In a recent FT article, Romano Prodi, a former president of the European Commission and former Italian prime minister, detected the beginnings of “fiscal federalism”. That is provocative talk but there is no doubt that greater fiscal integration is coming: the EU is not going to allow a repeat of the Greek fiscal disaster which occurred not just because the Greek Conservative government (since ousted) borrowed far too much, but because it was also dishonest in reporting its data to the EU authorities. By the time its partners knew what had happened, it was too late to avert the crisis.
The EU is holding a two day economic summit next month (June 17th-18th) to discuss ways to strengthen the eurozone’s governance, with the emphasis naturally on more robust fiscal cooperation. It will be fascinating to see what emerges from these talks. EU members are never quick to agree policy initiatives, still less institutional innovations. But their historical record is excellent: they do eventually succeed, because they have no alternative. Every sane observer now knows that fiscal anarchy in a monetary union is a recipe for disaster. Agreement on better fiscal controls will be reached. And when it is, the world’s first genuine transnational political community will be that much stronger.
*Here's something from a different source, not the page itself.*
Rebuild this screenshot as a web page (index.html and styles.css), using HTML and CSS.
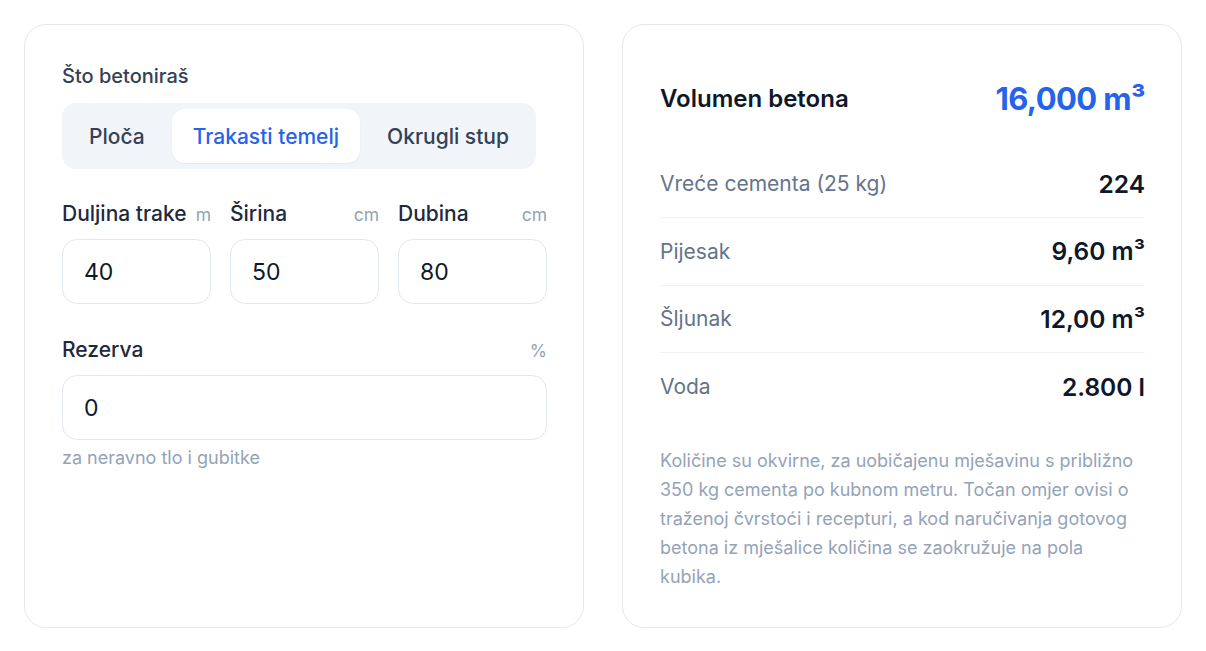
FILE: index.html
```html
<!DOCTYPE html>
<html lang="hr">
<head>
  <meta charset="utf-8">
  <title>Kalkulator betona</title>
  <meta name="viewport" content="width=device-width, initial-scale=1">
  <link rel="stylesheet" href="styles.css">
</head>
<body>
  <div class="calc">
    <div class="card form-card">
      <div class="field-title">Što betoniraš</div>
      <div class="tabs">
        <button class="tab">Ploča</button>
        <button class="tab active">Trakasti temelj</button>
        <button class="tab">Okrugli stup</button>
      </div>

      <div class="dims">
        <div class="field">
          <div class="label-row"><span class="label">Duljina trake</span><span class="unit">m</span></div>
          <input class="input" type="text" value="40">
        </div>
        <div class="field">
          <div class="label-row"><span class="label">Širina</span><span class="unit">cm</span></div>
          <input class="input" type="text" value="50">
        </div>
        <div class="field">
          <div class="label-row"><span class="label">Dubina</span><span class="unit">cm</span></div>
          <input class="input" type="text" value="80">
        </div>
      </div>

      <div class="field reserve">
        <div class="label-row"><span class="label">Rezerva</span><span class="unit">%</span></div>
        <input class="input" type="text" value="0">
        <div class="hint">za neravno tlo i gubitke</div>
      </div>
    </div>

    <div class="card result-card">
      <div class="total">
        <span class="total-label">Volumen betona</span>
        <span class="total-value">16,000 m³</span>
      </div>
      <div class="rows">
        <div class="row"><span class="row-label">Vreće cementa (25 kg)</span><span class="row-value">224</span></div>
        <div class="row"><span class="row-label">Pijesak</span><span class="row-value">9,60 m³</span></div>
        <div class="row"><span class="row-label">Šljunak</span><span class="row-value">12,00 m³</span></div>
        <div class="row"><span class="row-label">Voda</span><span class="row-value">2.800 l</span></div>
      </div>
      <p class="note">Količine su okvirne, za uobičajenu mješavinu s približno 350 kg cementa po kubnom metru. Točan omjer ovisi o traženoj čvrstoći i recepturi, a kod naručivanja gotovog betona iz mješalice količina se zaokružuje na pola kubika.</p>
    </div>
  </div>
</body>
</html>
```

FILE: styles.css
```css
/* osnovno */
html, body {
  margin: 0;
  padding: 0;
  background: #ffffff;
  font-family: Inter, "Noto Sans", sans-serif;
  color: #1e293b;
}

.calc {
  display: grid;
  grid-template-columns: 560px 560px;
  gap: 38px;
  padding: 24px;
}

.card {
  border: 1px solid #e5e7eb;
  border-radius: 22px;
  padding: 36px 36px 36px 37px;
  background: #fff;
}

/* lijeva kartica */
.field-title {
  font-size: 20px;
  font-weight: 500;
  line-height: 24px;
  color: #334155;
  margin-top: 3px;
  margin-bottom: 15px;
}

.tabs {
  display: inline-flex;
  gap: 6px;
  padding: 6px;
  background: #f1f5f9;
  border-radius: 14px;
}

.tab {
  height: 54px;
  padding: 0 21px;
  border: none;
  background: transparent;
  border-radius: 13px;
  font-family: inherit;
  font-size: 21px;
  font-weight: 500;
  color: #334155;
  cursor: pointer;
}

.tab.active {
  background: #fff;
  color: #2563eb;
  box-shadow: 0 1px 2px rgba(15, 23, 42, 0.05);
}

.dims {
  display: grid;
  grid-template-columns: repeat(3, 1fr);
  gap: 19px;
  margin-top: 33px;
}

.label-row {
  display: flex;
  justify-content: space-between;
  align-items: baseline;
  line-height: 24px;
  margin-bottom: 12px;
}

.label {
  font-size: 21px;
  font-weight: 500;
  color: #1e293b;
}

.unit {
  font-size: 17.5px;
  color: #94a3b8;
}

.input {
  display: block;
  width: 100%;
  box-sizing: border-box;
  height: 65px;
  padding: 0 21px;
  border: 1px solid #e2e8f0;
  border-radius: 15px;
  font-family: inherit;
  font-size: 23px;
  color: #0f172a;
  background: #fff;
  outline: none;
}

.reserve {
  margin-top: 34px;
}

.hint {
  margin-top: 7px;
  font-size: 18px;
  line-height: 22px;
  color: #94a3b8;
}

/* desna kartica */
.total {
  display: flex;
  justify-content: space-between;
  align-items: center;
  height: 74px;
  margin-bottom: 15.5px;
}

.total-label {
  font-size: 24px;
  font-weight: 600;
  color: #0f172a;
}

.total-value {
  font-size: 31px;
  font-weight: 700;
  color: #2563eb;
  letter-spacing: -0.6px;
}

.row {
  display: flex;
  justify-content: space-between;
  align-items: center;
  box-sizing: border-box;
  height: 67.5px;
  border-bottom: 1px solid #eef1f5;
}

.row:last-child {
  border-bottom: none;
}

.row-label {
  font-size: 21px;
  color: #64748b;
}

.row-value {
  font-size: 24.5px;
  font-weight: 600;
  color: #0f172a;
}

.note {
  margin: 25px 0 0;
  font-size: 18px;
  line-height: 29px;
  color: #94a3b8;
}
```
None of this, however, is deny that these are turbulent times. There is bound to be more bad news out of Europe. Share prices and the euro will probably slide further. And financial markets doubtless will target another southern economy, in the process testing the EU’s resolve. Europe is also further than the US from getting its act together on financial regulation, partly because this has hitherto been a responsibility of national governments. The important point to remember, though, is that the EU is a robust political entity that will stay afloat no matter how choppy the financial waters.